In May 1993, the Celtic League, via its journal CARN, published a brief article in which it alleged that MoD officials had been "scouring helicopter junkyards globally for suitable second-hand helicopters to prop up their tottering logisitical support operation in Ulster".

The League identified two types that had been considered, Chinook helicopters operated by the Royal Australian Air Force and also the Westland WG30 machines, supplied to India as part of an overseas aid programme. These were lying unused on the edge of a Bombay slum after Indian pilots had refused to fly them on safety grounds.
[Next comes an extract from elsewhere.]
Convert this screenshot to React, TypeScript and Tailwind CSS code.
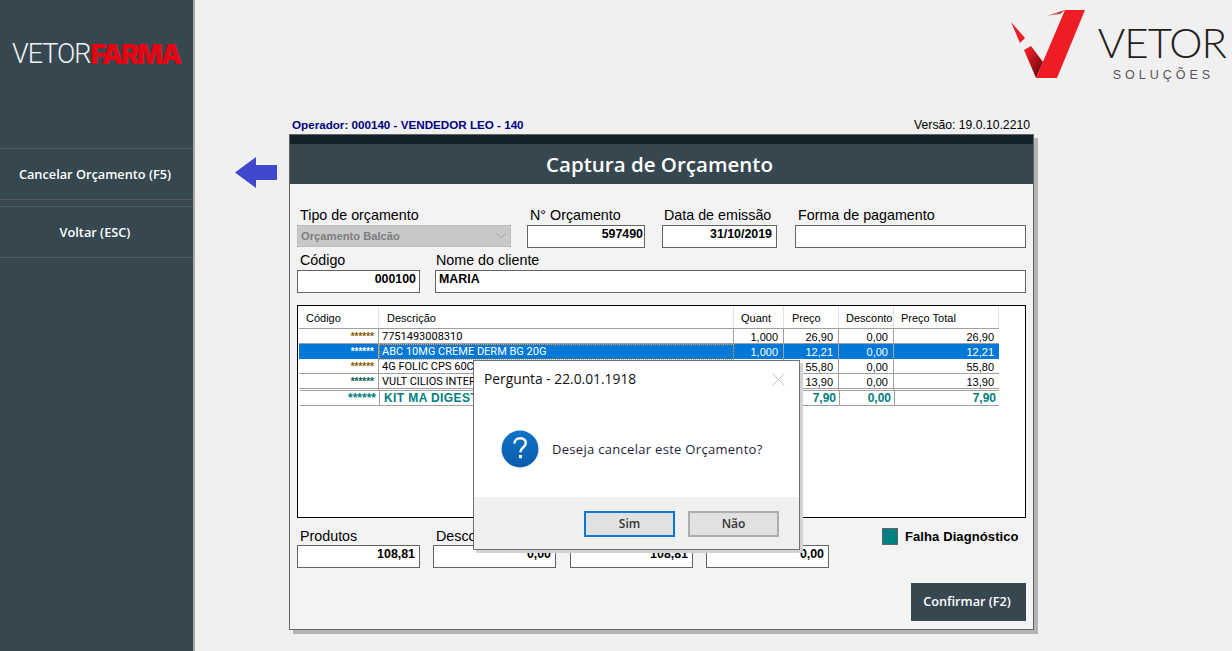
import type { ReactNode } from "react"

const items = [
  { stars: "brown", desc: "7751493008310", qty: "1,000", price: "26,90", disc: "0,00", total: "26,90" },
  { stars: "white", desc: "ABC 10MG CREME DERM BG 20G", qty: "1,000", price: "12,21", disc: "0,00", total: "12,21", selected: true },
  { stars: "brown", desc: "4G FOLIC CPS 60CAP", qty: "1,000", price: "55,80", disc: "0,00", total: "55,80" },
  { stars: "teal", desc: "VULT CILIOS INTER", qty: "1,000", price: "13,90", disc: "0,00", total: "13,90" },
]

const gridCols = "grid w-[700px] grid-cols-[80px_355px_50px_55px_55px_105px]"

export default function App() {
  return (
    <div className="relative flex h-[651px] w-[1232px] overflow-hidden bg-[#f0f0f0] font-['Liberation_Sans',sans-serif] text-black">
      <Sidebar />
      <main className="flex-1">
        <header className="flex h-[116px] justify-end pr-[6px] pt-[10px]">
          <VetorLogo />
        </header>
        <div className="ml-[94px] w-[745px]">
          <div className="flex h-[18px] items-center justify-between pl-[3px] pr-[4px]">
            <span className="text-[11.65px] font-bold text-[#000080]">Operador: 000140 - VENDEDOR LEO - 140</span>
            <span className="text-[12.2px]">Versão: 19.0.10.2210</span>
          </div>
          <Window />
        </div>
      </main>

      <svg className="absolute left-[235px] top-[157px]" width="42" height="31" viewBox="0 0 42 31">
        <path d="M0 15.5 21 0v8h21v15H21v8z" fill="#3f48cc" />
      </svg>

      <Dialog />
    </div>
  )
}

function Sidebar() {
  return (
    <aside className="flex w-[195px] flex-col border-r-2 border-[#a8a8a8] bg-[#37474f] font-['Open_Sans',sans-serif] text-[12.75px] font-semibold text-white">
      <div className="h-[148px] pl-[12px] pt-[39px]">
        <div className="flex h-[30px] items-center text-[27px] leading-none">
          <span className="font-['Roboto',sans-serif] font-light tracking-[-1px] text-[#f2f2f2]">VETOR</span>
          <span className="font-['Inter',sans-serif] font-black tracking-[-2.1px] text-[#e30613]">FARMA</span>
        </div>
      </div>
      <MenuItem>Cancelar Orçamento (F5)</MenuItem>
      <div className="h-[6px]" />
      <MenuItem>Voltar (ESC)</MenuItem>
    </aside>
  )
}

function MenuItem({ children }: { children: ReactNode }) {
  return (
    <button
      type="button"
      className="flex h-[52px] w-full items-center justify-center border-y border-[#56595c] pr-[3px] pt-[1px]"
    >
      {children}
    </button>
  )
}

function VetorLogo() {
  return (
    <div className="flex">
      <svg width="78" height="70" viewBox="0 0 78 70" className="mr-[12px]">
        <defs>
          <linearGradient id="fold" x1="0" y1="0" x2="1" y2="1">
            <stop offset="0.15" stopColor="#ee1c25" />
            <stop offset="0.85" stopColor="#6e0a0e" />
          </linearGradient>
          <linearGradient id="sliver" x1="0" y1="0.5" x2="1" y2="0.5">
            <stop offset="0" stopColor="#f4a0a0" />
            <stop offset="1" stopColor="#a3141a" />
          </linearGradient>
        </defs>
        <path d="M3 12 17 28 12 33z" fill="#ee1c25" />
        <path d="M16 40 23 36 35 52 28 68z" fill="url(#fold)" />
        <path d="M28 68 57 0H77L49 68z" fill="#ee1c25" />
        <path d="M38 6 57 0 52 4z" fill="url(#sliver)" />
      </svg>
      <div className="flex flex-col items-center">
        <span className="mt-[10px] font-['Lato',sans-serif] text-[42px] leading-[44px] font-light tracking-[-1px] text-[#231f20]">VETOR</span>
        <span className="mt-[4px] pl-[3px] text-[12.5px] leading-[14px] tracking-[4px] text-[#555]">SOLUÇÕES</span>
      </div>
    </div>
  )
}

function Field({
  label,
  width,
  value,
  align = "right",
  labelClass = "pl-[3px] leading-[15px]",
  valueClass = "pr-[4px]",
}: {
  label?: string
  width: string
  value?: string
  align?: "left" | "right"
  labelClass?: string
  valueClass?: string
}) {
  return (
    <div className={`shrink-0 ${width}`}>
      <div className={`h-[17px] whitespace-nowrap text-[14.3px] ${labelClass}`}>{label}</div>
      <div
        className={`h-[23px] border border-[#646464] bg-white pt-[1px] text-[12.4px] leading-[14px] font-bold ${
          align === "right" ? "text-right" : "pl-[3px] text-left"
        } ${valueClass}`}
      >
        {value}
      </div>
    </div>
  )
}

function Window() {
  const lowLabel = "pl-[3px] leading-[17px]"
  return (
    <section className="flex h-[496px] flex-col border border-[#646464] bg-[#f3f3f3] shadow-[4px_4px_0_#b4b4b4]">
      <div className="h-[9px] bg-[#12212a]" />
      <h1 className="flex h-[40px] items-center justify-center bg-[#37474f] pr-[4px] font-['Open_Sans',sans-serif] text-[20.5px] font-semibold text-white">
        Captura de Orçamento
      </h1>
      <div className="flex flex-1 flex-col px-[7px] pt-[24px]">
        <div className="flex">
          <div className="w-[214px] shrink-0">
            <div className="h-[17px] pl-[3px] text-[14.3px] leading-[15px]">Tipo de orçamento</div>
            <div className="flex h-[22px] items-center justify-between border border-[#bdbdbd] bg-[#c8c8c8] pl-[3px] pr-[2px] text-[11.2px] font-bold text-[#7d7d7d]">
              Orçamento Balcão
              <svg width="12" height="8" viewBox="0 0 12 8" className="mr-[1px]">
                <path d="m1.5 1.5 4.5 4.5 4.5-4.5" fill="none" stroke="#a0a0a0" />
              </svg>
            </div>
          </div>
          <div className="ml-[16px]"><Field label="N° Orçamento" width="w-[118px]" value="597490" valueClass="pr-[1px]" /></div>
          <div className="ml-[17px]"><Field label="Data de emissão" width="w-[115px]" value="31/10/2019" labelClass="pl-[2px] leading-[15px]" /></div>
          <div className="ml-[18px]"><Field label="Forma de pagamento" width="w-[231px]" /></div>
        </div>
        <div className="mt-[5px] flex gap-[15px]">
          <Field label="Código" width="w-[123px]" value="000100" valueClass="pr-[3px]" />
          <Field label="Nome do cliente" width="w-[591px]" value="MARIA" align="left" labelClass="pl-[1px] leading-[15px]" />
        </div>

        <ItemsTable />

        <div className="mt-[10px] flex">
          <Field label="Produtos" width="w-[123px]" value="108,81" labelClass={lowLabel} />
          <div className="ml-[13px]"><Field label="Descontos" width="w-[123px]" value="0,00" labelClass={lowLabel} /></div>
          <div className="ml-[14px]"><Field width="w-[123px]" value="108,81" /></div>
          <div className="ml-[13px]"><Field width="w-[123px]" value="0,00" /></div>
          <div className="ml-[53px] flex h-[17px] shrink-0 items-center gap-[7px] whitespace-nowrap text-[13px] font-bold tracking-[0.1px]">
            <span className="h-[17px] w-[16px] border border-[#646464] bg-[#008080]" />
            Falha Diagnóstico
          </div>
        </div>

        <div className="mt-[15px] flex justify-end">
          <button
            type="button"
            className="h-[38px] w-[115px] bg-[#37474f] pr-[3px] font-['Open_Sans',sans-serif] text-[12.7px] font-semibold text-white"
          >
            Confirmar (F2)
          </button>
        </div>
      </div>
    </section>
  )
}

function ItemsTable() {
  return (
    <div className="mt-[12px] h-[213px] w-[729px] border border-black bg-white pl-[1px] text-[11px] leading-[14px]">
      <div className={`${gridCols} h-[23px] border-b border-[#a0a0a0] pt-[5px]`}>
        <HeadCell className="pl-[7px]">Código</HeadCell>
        <HeadCell className="pl-[8px]">Descrição</HeadCell>
        <HeadCell className="pl-[7px]">Quant</HeadCell>
        <HeadCell className="pl-[8px]">Preço</HeadCell>
        <HeadCell className="pl-[7px]">Desconto</HeadCell>
        <HeadCell className="pl-[7px]">Preço Total</HeadCell>
      </div>
      {items.map((item) => (
        <ItemRow key={item.desc} {...item} />
      ))}
      <div className="ml-[1px] mt-[1px] grid h-[16px] w-[699px] grid-cols-[79px_355px_50px_55px_55px_105px] border-y border-[#a0a0a0] text-[12px] leading-[15px] font-bold text-[#008080]">
        <div className="pr-[3px] text-right">******</div>
        <div className="whitespace-nowrap border-l border-[#a0a0a0] pl-[4px] tracking-[0.4px]">KIT MA DIGEST</div>
        <div className="border-l border-[#a0a0a0]" />
        <div className="border-l border-[#a0a0a0] pr-[3px] text-right">7,90</div>
        <div className="border-l border-[#a0a0a0] pr-[3px] text-right">0,00</div>
        <div className="border-l border-[#a0a0a0] pr-[3px] text-right">7,90</div>
      </div>
    </div>
  )
}

function HeadCell({ className, children }: { className: string; children: ReactNode }) {
  return <div className={`-mt-[5px] h-[22px] border-r border-[#e3e3e3] pt-[5px] ${className}`}>{children}</div>
}

function ItemRow({
  stars,
  desc,
  qty,
  price,
  disc,
  total,
  selected,
}: {
  stars: string
  desc: string
  qty: string
  price: string
  disc: string
  total: string
  selected?: boolean
}) {
  const starColor = stars === "brown" ? "text-[#8a5a00]" : stars === "teal" ? "text-[#0a5a5a]" : "text-white"
  const cell = "border-r border-[#a0a0a0] pr-[5px] text-right"
  return (
    <div
      className={`${gridCols} h-[15px] border-b leading-[16px] ${
        selected ? "border-[#0078d7] bg-[#0078d7] text-white" : "border-[#a0a0a0]"
      }`}
    >
      <div className={`border-r border-[#a0a0a0] pr-[4px] text-right text-[10px] font-bold ${starColor}`}>******</div>
      <div
        className={`whitespace-nowrap font-['Roboto',sans-serif] ${
          selected ? "border border-dotted border-[#f0a040] pl-[2px] leading-[14px]" : "border-r border-[#a0a0a0] pl-[3px]"
        }`}
      >
        {desc}
      </div>
      <div className={cell}>{qty}</div>
      <div className={cell}>{price}</div>
      <div className={cell}>{disc}</div>
      <div className="pr-[5px] text-right">{total}</div>
    </div>
  )
}

function Dialog() {
  return (
    <div
      role="dialog"
      className="absolute left-[473px] top-[360px] flex h-[190px] w-[327px] flex-col border border-[#707070] bg-white font-['Open_Sans',sans-serif] shadow-[3px_3px_0_#d2d2d2]"
    >
      <div className="flex h-[37px] items-center justify-between pl-[10px] pr-[14px] text-[13.8px] text-[#111]">
        Pergunta - 22.0.01.1918
        <svg width="13" height="13" viewBox="0 0 13 13">
          <path d="m.5.5 12 12m0-12-12 12" stroke="#c4c4c4" fill="none" />
        </svg>
      </div>
      <div className="flex h-[99px] items-center gap-[13px] pl-[27px] pt-[3px] text-[13px] tracking-[0.3px] text-[#1f1f3a]">
        <QuestionIcon />
        <span className="pt-[1px]">Deseja cancelar este Orçamento?</span>
      </div>
      <div className="flex flex-1 items-start justify-end gap-[13px] bg-[#f0f0f0] pr-[20px] pt-[14px] text-[12px] font-semibold text-[#333]">
        <button type="button" className="h-[26px] w-[91px] border-2 border-[#0078d7] bg-[#e1e1e1]">Sim</button>
        <button type="button" className="h-[26px] w-[91px] border-2 border-[#adadad] bg-[#e1e1e1]">Não</button>
      </div>
    </div>
  )
}

function QuestionIcon() {
  return (
    <svg width="38" height="38" viewBox="0 0 38 38">
      <defs>
        <linearGradient id="qblue" x1="0" y1="0" x2="0" y2="1">
          <stop offset="0" stopColor="#0f74c8" />
          <stop offset="1" stopColor="#0a5cab" />
        </linearGradient>
      </defs>
      <circle cx="19" cy="19" r="18.5" fill="url(#qblue)" />
      <path d="M13.5 13.5c0-3.4 2.5-5.3 5.7-5.3 3.3 0 5.6 1.9 5.6 4.8 0 4.4-5.5 4.6-5.5 9.2" fill="none" stroke="#fff" strokeWidth="2.4" />
      <rect x="17.9" y="25" width="3" height="3.2" fill="#fff" />
    </svg>
  )
}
At the time the allegation, reported briefly in some Six-County newspapers, was described as "extraordinary" by an MoD spokesperson. However, four years later the issue returned to haunt the British government when the Guardian newspaper ran the story (19 Sept 1997) under the heading "Buy back of helicopters considered".

"Even the Celtic League had not been aware until that time of the farcical nature of this escapade," said Moffatt. "It became apparent that the British had supplied the Westland machines as part of an oil support commitment to overseas aid. The machines were subsequently sold for scrap and the MoD officials came along looking to buy them back.

"What we described at the time as an expensive farce continues, with Britain's Audit Office promising to probe the mystery of the overseas aid helicopters that British tax payers almost paid twice for."